- [Supplied material]:

— Begin —

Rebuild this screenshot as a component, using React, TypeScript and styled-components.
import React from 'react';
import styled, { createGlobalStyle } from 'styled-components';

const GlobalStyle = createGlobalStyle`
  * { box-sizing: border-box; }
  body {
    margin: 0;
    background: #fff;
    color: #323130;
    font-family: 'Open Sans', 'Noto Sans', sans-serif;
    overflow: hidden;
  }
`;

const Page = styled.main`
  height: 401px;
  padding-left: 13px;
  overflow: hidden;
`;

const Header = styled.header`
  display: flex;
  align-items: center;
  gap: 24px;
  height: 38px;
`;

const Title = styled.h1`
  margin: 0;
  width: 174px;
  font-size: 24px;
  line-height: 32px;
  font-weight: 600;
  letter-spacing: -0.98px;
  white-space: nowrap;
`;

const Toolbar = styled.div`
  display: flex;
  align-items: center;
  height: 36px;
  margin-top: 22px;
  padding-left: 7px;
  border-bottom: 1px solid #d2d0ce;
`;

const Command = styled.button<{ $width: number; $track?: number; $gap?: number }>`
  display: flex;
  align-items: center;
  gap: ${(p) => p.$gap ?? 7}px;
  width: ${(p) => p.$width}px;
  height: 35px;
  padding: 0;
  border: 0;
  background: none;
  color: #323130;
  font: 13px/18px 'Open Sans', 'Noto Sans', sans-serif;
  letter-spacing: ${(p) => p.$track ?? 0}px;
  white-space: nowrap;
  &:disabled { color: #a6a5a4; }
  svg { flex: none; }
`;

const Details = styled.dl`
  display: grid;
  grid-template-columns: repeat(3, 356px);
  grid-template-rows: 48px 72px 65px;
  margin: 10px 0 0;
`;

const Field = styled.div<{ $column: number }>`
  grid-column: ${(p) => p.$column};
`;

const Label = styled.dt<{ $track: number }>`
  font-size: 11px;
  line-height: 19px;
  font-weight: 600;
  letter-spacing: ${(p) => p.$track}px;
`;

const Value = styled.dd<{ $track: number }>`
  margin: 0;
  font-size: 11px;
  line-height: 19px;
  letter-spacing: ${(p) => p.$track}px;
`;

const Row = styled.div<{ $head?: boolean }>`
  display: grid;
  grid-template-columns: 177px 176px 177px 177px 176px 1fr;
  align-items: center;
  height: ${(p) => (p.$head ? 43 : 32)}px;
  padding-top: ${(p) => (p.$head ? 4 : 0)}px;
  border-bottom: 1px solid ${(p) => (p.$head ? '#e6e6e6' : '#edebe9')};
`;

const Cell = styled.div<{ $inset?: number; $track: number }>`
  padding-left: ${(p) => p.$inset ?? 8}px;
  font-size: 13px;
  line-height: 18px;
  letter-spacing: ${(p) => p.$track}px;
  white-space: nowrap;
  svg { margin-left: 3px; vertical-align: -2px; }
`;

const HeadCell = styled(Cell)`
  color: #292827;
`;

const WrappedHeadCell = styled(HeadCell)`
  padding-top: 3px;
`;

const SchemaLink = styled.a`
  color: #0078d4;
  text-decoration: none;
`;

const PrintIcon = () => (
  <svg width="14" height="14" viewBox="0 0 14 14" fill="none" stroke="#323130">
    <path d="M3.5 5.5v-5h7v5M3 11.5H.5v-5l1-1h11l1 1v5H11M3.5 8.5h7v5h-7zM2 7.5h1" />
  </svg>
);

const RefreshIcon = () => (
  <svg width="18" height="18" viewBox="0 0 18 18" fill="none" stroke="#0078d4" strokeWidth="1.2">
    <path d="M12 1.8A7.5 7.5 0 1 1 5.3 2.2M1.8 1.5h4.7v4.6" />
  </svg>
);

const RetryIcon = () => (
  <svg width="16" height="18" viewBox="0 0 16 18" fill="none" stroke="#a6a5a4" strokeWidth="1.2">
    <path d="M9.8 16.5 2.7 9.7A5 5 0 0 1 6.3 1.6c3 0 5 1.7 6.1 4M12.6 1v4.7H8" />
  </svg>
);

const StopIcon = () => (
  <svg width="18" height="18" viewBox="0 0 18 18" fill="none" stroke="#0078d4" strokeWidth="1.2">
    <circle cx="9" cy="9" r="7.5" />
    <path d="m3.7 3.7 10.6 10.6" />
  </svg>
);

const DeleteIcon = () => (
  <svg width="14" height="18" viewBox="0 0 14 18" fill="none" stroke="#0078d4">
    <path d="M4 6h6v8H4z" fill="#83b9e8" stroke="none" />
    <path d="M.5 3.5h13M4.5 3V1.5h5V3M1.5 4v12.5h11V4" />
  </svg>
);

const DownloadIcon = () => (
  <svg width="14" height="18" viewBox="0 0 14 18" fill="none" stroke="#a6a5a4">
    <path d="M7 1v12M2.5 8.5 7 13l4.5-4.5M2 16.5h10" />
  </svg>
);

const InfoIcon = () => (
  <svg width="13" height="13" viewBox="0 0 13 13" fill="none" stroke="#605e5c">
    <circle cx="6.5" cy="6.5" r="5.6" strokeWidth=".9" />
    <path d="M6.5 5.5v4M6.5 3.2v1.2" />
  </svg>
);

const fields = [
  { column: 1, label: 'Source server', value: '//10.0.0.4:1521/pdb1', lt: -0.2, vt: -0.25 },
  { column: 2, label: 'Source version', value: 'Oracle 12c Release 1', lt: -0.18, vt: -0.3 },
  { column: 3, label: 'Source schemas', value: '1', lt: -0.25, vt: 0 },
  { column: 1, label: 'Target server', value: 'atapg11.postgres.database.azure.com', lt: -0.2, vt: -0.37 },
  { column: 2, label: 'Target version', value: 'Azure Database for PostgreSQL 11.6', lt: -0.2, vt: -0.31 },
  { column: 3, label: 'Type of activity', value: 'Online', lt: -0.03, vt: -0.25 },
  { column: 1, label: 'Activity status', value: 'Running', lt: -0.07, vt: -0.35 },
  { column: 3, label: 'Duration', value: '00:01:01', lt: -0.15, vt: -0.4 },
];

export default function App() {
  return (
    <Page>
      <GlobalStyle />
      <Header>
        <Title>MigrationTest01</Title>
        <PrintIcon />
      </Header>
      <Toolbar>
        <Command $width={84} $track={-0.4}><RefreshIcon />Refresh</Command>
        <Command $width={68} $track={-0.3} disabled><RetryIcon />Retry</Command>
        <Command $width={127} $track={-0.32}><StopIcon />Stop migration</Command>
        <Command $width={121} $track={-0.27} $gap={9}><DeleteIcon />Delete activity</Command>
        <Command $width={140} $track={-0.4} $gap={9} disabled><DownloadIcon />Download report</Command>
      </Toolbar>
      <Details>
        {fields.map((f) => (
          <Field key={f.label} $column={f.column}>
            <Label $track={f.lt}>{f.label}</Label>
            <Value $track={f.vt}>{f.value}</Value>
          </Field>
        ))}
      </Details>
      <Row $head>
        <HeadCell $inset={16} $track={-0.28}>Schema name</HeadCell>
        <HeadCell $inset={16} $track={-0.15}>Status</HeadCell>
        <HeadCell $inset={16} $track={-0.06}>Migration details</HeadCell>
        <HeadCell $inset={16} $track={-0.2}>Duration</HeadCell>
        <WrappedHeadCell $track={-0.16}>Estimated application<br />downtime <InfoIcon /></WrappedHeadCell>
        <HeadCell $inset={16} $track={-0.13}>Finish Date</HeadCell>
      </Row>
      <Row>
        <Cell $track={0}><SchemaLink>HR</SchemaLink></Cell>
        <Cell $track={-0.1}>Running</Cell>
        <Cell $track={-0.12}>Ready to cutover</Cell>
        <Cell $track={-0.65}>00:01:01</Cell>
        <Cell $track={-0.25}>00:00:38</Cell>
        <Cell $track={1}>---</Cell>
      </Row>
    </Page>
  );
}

— End —

- [Written exercise]: Copy out the whole listing exactly as written.

- [Answer for this exercise]:
Rebuild this screenshot as a component, using React, TypeScript and styled-components.
import React from 'react';
import styled, { createGlobalStyle } from 'styled-components';

const GlobalStyle = createGlobalStyle`
  * { box-sizing: border-box; }
  body {
    margin: 0;
    background: #fff;
    color: #323130;
    font-family: 'Open Sans', 'Noto Sans', sans-serif;
    overflow: hidden;
  }
`;

const Page = styled.main`
  height: 401px;
  padding-left: 13px;
  overflow: hidden;
`;

const Header = styled.header`
  display: flex;
  align-items: center;
  gap: 24px;
  height: 38px;
`;

const Title = styled.h1`
  margin: 0;
  width: 174px;
  font-size: 24px;
  line-height: 32px;
  font-weight: 600;
  letter-spacing: -0.98px;
  white-space: nowrap;
`;

const Toolbar = styled.div`
  display: flex;
  align-items: center;
  height: 36px;
  margin-top: 22px;
  padding-left: 7px;
  border-bottom: 1px solid #d2d0ce;
`;

const Command = styled.button<{ $width: number; $track?: number; $gap?: number }>`
  display: flex;
  align-items: center;
  gap: ${(p) => p.$gap ?? 7}px;
  width: ${(p) => p.$width}px;
  height: 35px;
  padding: 0;
  border: 0;
  background: none;
  color: #323130;
  font: 13px/18px 'Open Sans', 'Noto Sans', sans-serif;
  letter-spacing: ${(p) => p.$track ?? 0}px;
  white-space: nowrap;
  &:disabled { color: #a6a5a4; }
  svg { flex: none; }
`;

const Details = styled.dl`
  display: grid;
  grid-template-columns: repeat(3, 356px);
  grid-template-rows: 48px 72px 65px;
  margin: 10px 0 0;
`;

const Field = styled.div<{ $column: number }>`
  grid-column: ${(p) => p.$column};
`;

const Label = styled.dt<{ $track: number }>`
  font-size: 11px;
  line-height: 19px;
  font-weight: 600;
  letter-spacing: ${(p) => p.$track}px;
`;

const Value = styled.dd<{ $track: number }>`
  margin: 0;
  font-size: 11px;
  line-height: 19px;
  letter-spacing: ${(p) => p.$track}px;
`;

const Row = styled.div<{ $head?: boolean }>`
  display: grid;
  grid-template-columns: 177px 176px 177px 177px 176px 1fr;
  align-items: center;
  height: ${(p) => (p.$head ? 43 : 32)}px;
  padding-top: ${(p) => (p.$head ? 4 : 0)}px;
  border-bottom: 1px solid ${(p) => (p.$head ? '#e6e6e6' : '#edebe9')};
`;

const Cell = styled.div<{ $inset?: number; $track: number }>`
  padding-left: ${(p) => p.$inset ?? 8}px;
  font-size: 13px;
  line-height: 18px;
  letter-spacing: ${(p) => p.$track}px;
  white-space: nowrap;
  svg { margin-left: 3px; vertical-align: -2px; }
`;

const HeadCell = styled(Cell)`
  color: #292827;
`;

const WrappedHeadCell = styled(HeadCell)`
  padding-top: 3px;
`;

const SchemaLink = styled.a`
  color: #0078d4;
  text-decoration: none;
`;

const PrintIcon = () => (
  <svg width="14" height="14" viewBox="0 0 14 14" fill="none" stroke="#323130">
    <path d="M3.5 5.5v-5h7v5M3 11.5H.5v-5l1-1h11l1 1v5H11M3.5 8.5h7v5h-7zM2 7.5h1" />
  </svg>
);

const RefreshIcon = () => (
  <svg width="18" height="18" viewBox="0 0 18 18" fill="none" stroke="#0078d4" strokeWidth="1.2">
    <path d="M12 1.8A7.5 7.5 0 1 1 5.3 2.2M1.8 1.5h4.7v4.6" />
  </svg>
);

const RetryIcon = () => (
  <svg width="16" height="18" viewBox="0 0 16 18" fill="none" stroke="#a6a5a4" strokeWidth="1.2">
    <path d="M9.8 16.5 2.7 9.7A5 5 0 0 1 6.3 1.6c3 0 5 1.7 6.1 4M12.6 1v4.7H8" />
  </svg>
);

const StopIcon = () => (
  <svg width="18" height="18" viewBox="0 0 18 18" fill="none" stroke="#0078d4" strokeWidth="1.2">
    <circle cx="9" cy="9" r="7.5" />
    <path d="m3.7 3.7 10.6 10.6" />
  </svg>
);

const DeleteIcon = () => (
  <svg width="14" height="18" viewBox="0 0 14 18" fill="none" stroke="#0078d4">
    <path d="M4 6h6v8H4z" fill="#83b9e8" stroke="none" />
    <path d="M.5 3.5h13M4.5 3V1.5h5V3M1.5 4v12.5h11V4" />
  </svg>
);

const DownloadIcon = () => (
  <svg width="14" height="18" viewBox="0 0 14 18" fill="none" stroke="#a6a5a4">
    <path d="M7 1v12M2.5 8.5 7 13l4.5-4.5M2 16.5h10" />
  </svg>
);

const InfoIcon = () => (
  <svg width="13" height="13" viewBox="0 0 13 13" fill="none" stroke="#605e5c">
    <circle cx="6.5" cy="6.5" r="5.6" strokeWidth=".9" />
    <path d="M6.5 5.5v4M6.5 3.2v1.2" />
  </svg>
);

const fields = [
  { column: 1, label: 'Source server', value: '//10.0.0.4:1521/pdb1', lt: -0.2, vt: -0.25 },
  { column: 2, label: 'Source version', value: 'Oracle 12c Release 1', lt: -0.18, vt: -0.3 },
  { column: 3, label: 'Source schemas', value: '1', lt: -0.25, vt: 0 },
  { column: 1, label: 'Target server', value: 'atapg11.postgres.database.azure.com', lt: -0.2, vt: -0.37 },
  { column: 2, label: 'Target version', value: 'Azure Database for PostgreSQL 11.6', lt: -0.2, vt: -0.31 },
  { column: 3, label: 'Type of activity', value: 'Online', lt: -0.03, vt: -0.25 },
  { column: 1, label: 'Activity status', value: 'Running', lt: -0.07, vt: -0.35 },
  { column: 3, label: 'Duration', value: '00:01:01', lt: -0.15, vt: -0.4 },
];

export default function App() {
  return (
    <Page>
      <GlobalStyle />
      <Header>
        <Title>MigrationTest01</Title>
        <PrintIcon />
      </Header>
      <Toolbar>
        <Command $width={84} $track={-0.4}><RefreshIcon />Refresh</Command>
        <Command $width={68} $track={-0.3} disabled><RetryIcon />Retry</Command>
        <Command $width={127} $track={-0.32}><StopIcon />Stop migration</Command>
        <Command $width={121} $track={-0.27} $gap={9}><DeleteIcon />Delete activity</Command>
        <Command $width={140} $track={-0.4} $gap={9} disabled><DownloadIcon />Download report</Command>
      </Toolbar>
      <Details>
        {fields.map((f) => (
          <Field key={f.label} $column={f.column}>
            <Label $track={f.lt}>{f.label}</Label>
            <Value $track={f.vt}>{f.value}</Value>
          </Field>
        ))}
      </Details>
      <Row $head>
        <HeadCell $inset={16} $track={-0.28}>Schema name</HeadCell>
        <HeadCell $inset={16} $track={-0.15}>Status</HeadCell>
        <HeadCell $inset={16} $track={-0.06}>Migration details</HeadCell>
        <HeadCell $inset={16} $track={-0.2}>Duration</HeadCell>
        <WrappedHeadCell $track={-0.16}>Estimated application<br />downtime <InfoIcon /></WrappedHeadCell>
        <HeadCell $inset={16} $track={-0.13}>Finish Date</HeadCell>
      </Row>
      <Row>
        <Cell $track={0}><SchemaLink>HR</SchemaLink></Cell>
        <Cell $track={-0.1}>Running</Cell>
        <Cell $track={-0.12}>Ready to cutover</Cell>
        <Cell $track={-0.65}>00:01:01</Cell>
        <Cell $track={-0.25}>00:00:38</Cell>
        <Cell $track={1}>---</Cell>
      </Row>
    </Page>
  );
}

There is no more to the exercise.